Work to complete = Pick out each line below containing "this".

Collected material =
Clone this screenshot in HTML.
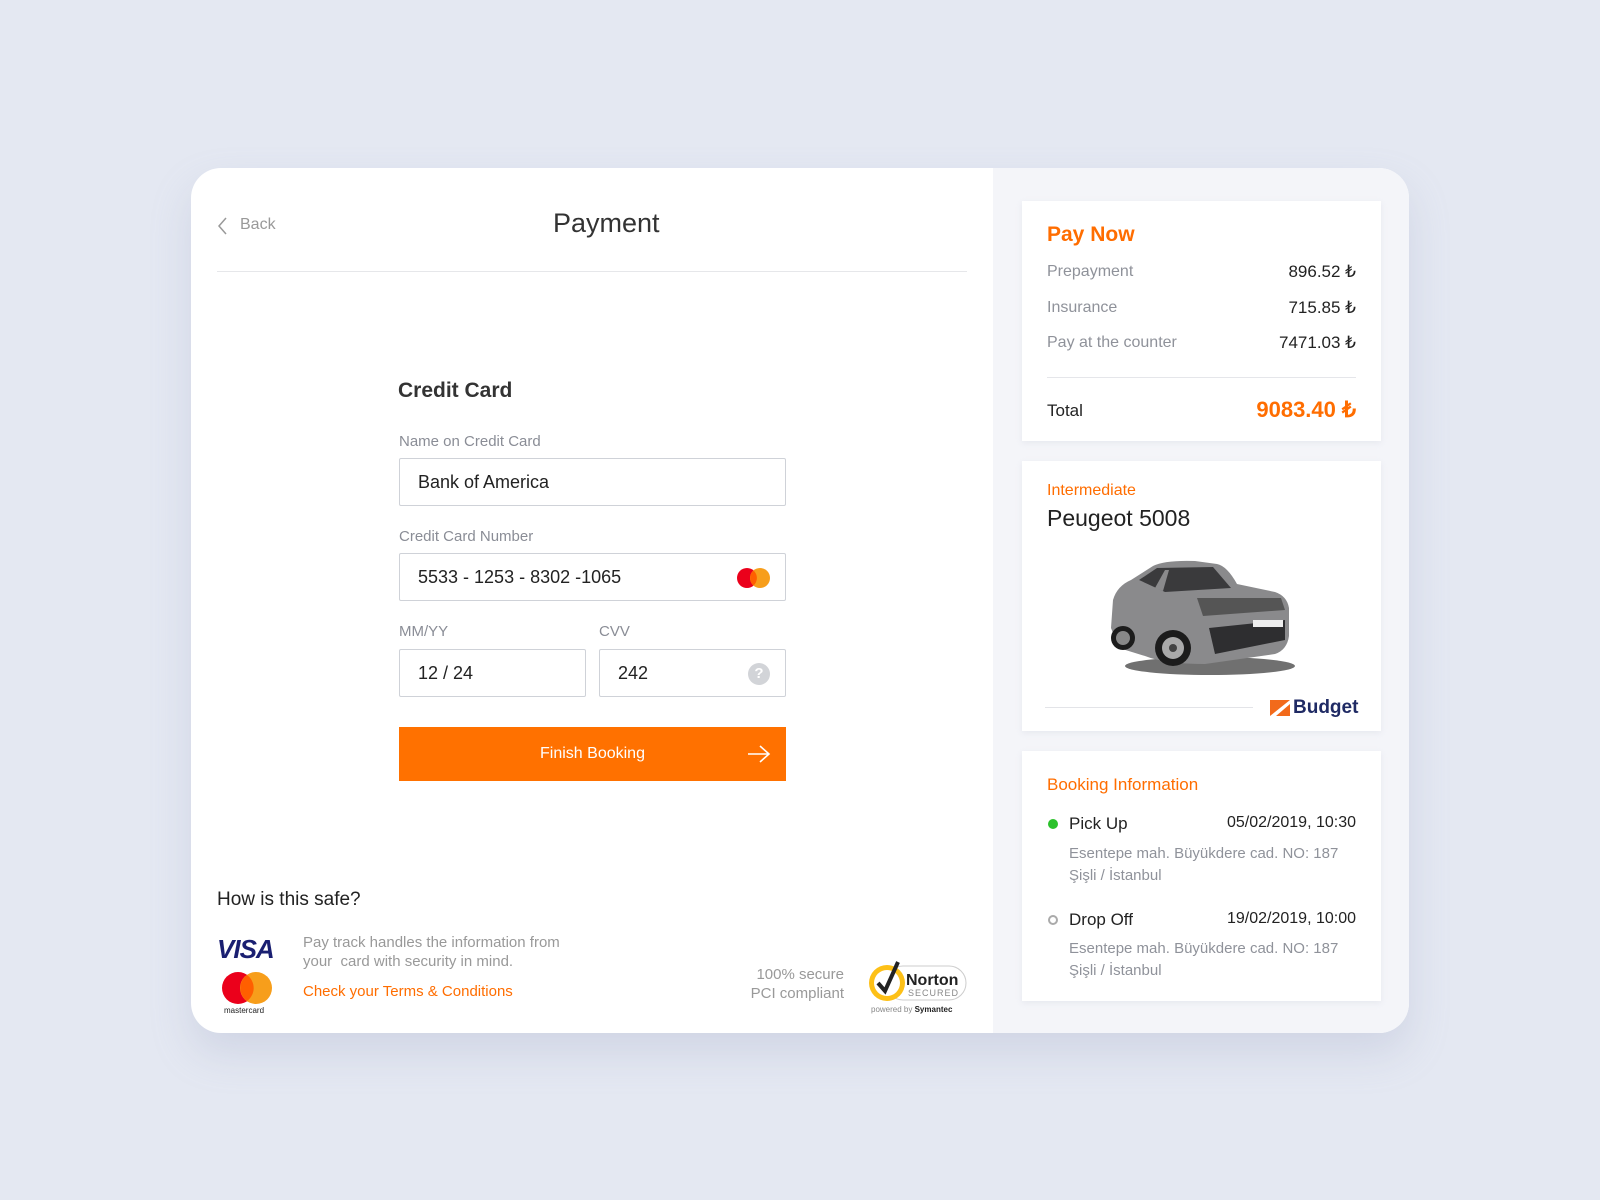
<!DOCTYPE html>
<html><head><meta charset="utf-8"><style>
*{margin:0;padding:0;box-sizing:border-box}
body{width:1600px;height:1200px;background:#e4e8f2;font-family:"Liberation Sans",sans-serif;position:relative;overflow:hidden}
.a{position:absolute;white-space:nowrap}
.card{position:absolute;left:191px;top:168px;width:1218px;height:865px;background:#fff;border-radius:30px;overflow:hidden;box-shadow:0 20px 40px rgba(150,160,190,.25)}
.right{position:absolute;left:993px;top:168px;width:416px;height:865px;background:#f4f5f9;border-radius:0 30px 30px 0}
.box{position:absolute;left:1022px;width:359px;background:#fff;box-shadow:0 2px 6px rgba(180,185,200,.2)}
.lbl{font-size:15px;color:#8a8d96}
.inp{position:absolute;border:1px solid #cfd2d8;border-radius:2px;height:48px;background:#fff;font-size:18px;color:#222;padding-left:18px;line-height:46px}
.g{color:#8f929a;font-size:16px}
.v{color:#222;font-size:17px}
.addr{font-size:15px;color:#8f929a}
</style></head><body>
<div class="card"></div>
<div class="right"></div>

<svg class="a" style="left:217px;top:216px" width="12" height="20"><path d="M9 2 L2 10 L9 18" stroke="#999" stroke-width="1.5" fill="none"/></svg>
<div class="a" style="left:240px;top:216px;font-size:16px;color:#999">Back</div>
<div class="a" style="left:553px;top:208px;font-size:27px;color:#333;">Payment</div>
<div class="a" style="left:217px;top:271px;width:750px;height:1px;background:#e6e7ea"></div>

<div class="a" style="left:398px;top:379px;font-size:21px;color:#333;font-weight:bold">Credit Card</div>
<div class="a lbl" style="left:399px;top:433px">Name on Credit Card</div>
<div class="inp" style="left:399px;top:458px;width:387px">Bank of America</div>
<div class="a lbl" style="left:399px;top:528px">Credit Card Number</div>
<div class="inp" style="left:399px;top:553px;width:387px">5533 - 1253 - 8302 -1065</div>
<svg class="a" style="left:736px;top:567px" width="36" height="22"><circle cx="11" cy="11" r="10" fill="#eb001b"/><circle cx="24" cy="11" r="10" fill="#f79e1b"/><path d="M17.5 3.5 A10 10 0 0 1 17.5 18.5 A10 10 0 0 1 17.5 3.5Z" fill="#ff5f00"/></svg>
<div class="a lbl" style="left:399px;top:623px">MM/YY</div>
<div class="a lbl" style="left:599px;top:623px">CVV</div>
<div class="inp" style="left:399px;top:649px;width:187px">12 / 24</div>
<div class="inp" style="left:599px;top:649px;width:187px">242</div>
<div class="a" style="left:748px;top:663px;width:22px;height:22px;border-radius:50%;background:#d2d4d8;color:#fff;font-size:15px;font-weight:bold;text-align:center;line-height:22px">?</div>
<div class="a" style="left:399px;top:727px;width:387px;height:54px;background:#ff7100;color:#fff;font-size:16px;text-align:center;line-height:54px">Finish Booking</div>
<svg class="a" style="left:747px;top:744px" width="24" height="20"><path d="M1 10 H22 M13 2 L22 10 L13 18" stroke="#fff" stroke-width="1.6" fill="none"/></svg>

<div class="a" style="left:217px;top:889px;font-size:19px;color:#222">How is this safe?</div>
<div class="a" style="left:217px;top:934px;font-size:26px;font-weight:bold;font-style:italic;color:#1a1f71;letter-spacing:-1px">VISA</div>
<svg class="a" style="left:221px;top:971px" width="56" height="44"><circle cx="17" cy="17" r="16" fill="#eb001b"/><circle cx="35" cy="17" r="16" fill="#f79e1b"/><path d="M26 4 A16 16 0 0 1 26 30 A16 16 0 0 1 26 4Z" fill="#ff5f00"/><text x="3" y="42" font-size="8" fill="#222" font-family="Liberation Sans">mastercard</text></svg>
<div class="a" style="left:303px;top:933px;font-size:15px;color:#999;line-height:19px">Pay track handles the information from<br>your&nbsp; card with security in mind.</div>
<div class="a" style="left:303px;top:983px;font-size:15px;color:#ff6d00">Check your Terms &amp; Conditions</div>
<div class="a" style="left:740px;top:965px;font-size:15px;color:#999;text-align:right;line-height:19px;width:104px">100% secure<br>PCI compliant</div>
<svg class="a" style="left:866px;top:958px" width="102" height="58"><rect x="20" y="8" width="80" height="34" rx="17" fill="#fff" stroke="#ccc"/><circle cx="21" cy="25" r="18" fill="#fdc017"/><circle cx="21" cy="25" r="13" fill="#fff"/><path d="M12 25 L19 33 L32 4" stroke="#222" stroke-width="4" fill="none"/><text x="40" y="27" font-size="16" font-weight="bold" fill="#222" font-family="Liberation Sans">Norton</text><text x="42" y="38" font-size="9" fill="#888" font-family="Liberation Sans" letter-spacing="1">SECURED</text><text x="5" y="54" font-size="8" fill="#888" font-family="Liberation Sans">powered by <tspan font-weight="bold" fill="#222">Symantec</tspan></text></svg>

<div class="box" style="top:201px;height:240px"></div>
<div class="a" style="left:1047px;top:223px;font-size:21px;color:#ff6d00;font-weight:bold">Pay Now</div>
<div class="a g" style="left:1047px;top:263px">Prepayment</div><div class="a v" style="right:244px;top:262px">896.52 ₺</div>
<div class="a g" style="left:1047px;top:299px">Insurance</div><div class="a v" style="right:244px;top:298px">715.85 ₺</div>
<div class="a g" style="left:1047px;top:334px">Pay at the counter</div><div class="a v" style="right:244px;top:333px">7471.03 ₺</div>
<div class="a" style="left:1047px;top:377px;width:309px;height:1px;background:#e5e6ea"></div>
<div class="a v" style="left:1047px;top:401px">Total</div>
<div class="a" style="right:244px;top:397px;font-size:22px;color:#ff6d00;font-weight:bold">9083.40 ₺</div>

<div class="box" style="top:461px;height:270px"></div>
<div class="a" style="left:1047px;top:482px;font-size:16px;color:#ff6d00">Intermediate</div>
<div class="a" style="left:1047px;top:505px;font-size:23px;color:#222">Peugeot 5008</div>
<svg class="a" style="left:1105px;top:558px" width="195" height="124">
<ellipse cx="105" cy="108" rx="85" ry="9" fill="#111" opacity=".6"/>
<path d="M6 70 L8 42 Q12 28 26 22 L48 8 Q60 2 90 3 L112 6 Q122 8 132 26 L170 34 Q182 38 184 50 L184 78 Q182 92 170 96 L100 106 Q60 106 40 98 L14 90 Z" fill="#8a8a8c"/>
<path d="M34 22 L52 10 L108 9 L126 30 L60 34 Z" fill="#3a3a3c"/>
<path d="M50 30 L60 12 L64 12 L58 33Z" fill="#8a8a8c"/>
<path d="M92 40 L176 40 L180 52 L98 58Z" fill="#555"/>
<path d="M104 70 L180 62 L180 82 L110 96Z" fill="#2e2e30"/>
<rect x="148" y="62" width="30" height="7" fill="#eee"/>
<circle cx="68" cy="90" r="18" fill="#1c1c1c"/><circle cx="68" cy="90" r="11" fill="#aaa"/><circle cx="68" cy="90" r="4" fill="#444"/>
<circle cx="18" cy="80" r="12" fill="#1c1c1c"/><circle cx="18" cy="80" r="7" fill="#888"/>
</svg>
<div class="a" style="left:1045px;top:707px;width:208px;height:1px;background:#e3e4e8"></div>
<svg class="a" style="left:1270px;top:700px" width="20" height="16"><path d="M0 0 H20 L0 16Z" fill="#f26a1b"/><path d="M20 4 V16 H6Z" fill="#f26a1b"/></svg>
<div class="a" style="left:1293px;top:697px;font-size:19px;font-weight:bold;color:#1f2a64">Budget</div>

<div class="box" style="top:751px;height:250px"></div>
<div class="a" style="left:1047px;top:775px;font-size:17px;color:#ff6d00">Booking Information</div>
<div class="a" style="left:1048px;top:819px;width:10px;height:10px;border-radius:50%;background:#2bc12b"></div>
<div class="a v" style="left:1069px;top:814px">Pick Up</div>
<div class="a v" style="right:244px;top:814px;font-size:16px">05/02/2019, 10:30</div>
<div class="a addr" style="left:1069px;top:843px;line-height:22px">Esentepe mah. Büyükdere cad. NO: 187<br>Şişli / İstanbul</div>
<div class="a" style="left:1048px;top:915px;width:10px;height:10px;border-radius:50%;border:2px solid #aaa"></div>
<div class="a v" style="left:1069px;top:910px">Drop Off</div>
<div class="a v" style="right:244px;top:910px;font-size:16px">19/02/2019, 10:00</div>
<div class="a addr" style="left:1069px;top:938px;line-height:22px">Esentepe mah. Büyükdere cad. NO: 187<br>Şişli / İstanbul</div>
</body></html>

Full solution =
Clone this screenshot in HTML.
<div class="a" style="left:217px;top:889px;font-size:19px;color:#222">How is this safe?</div>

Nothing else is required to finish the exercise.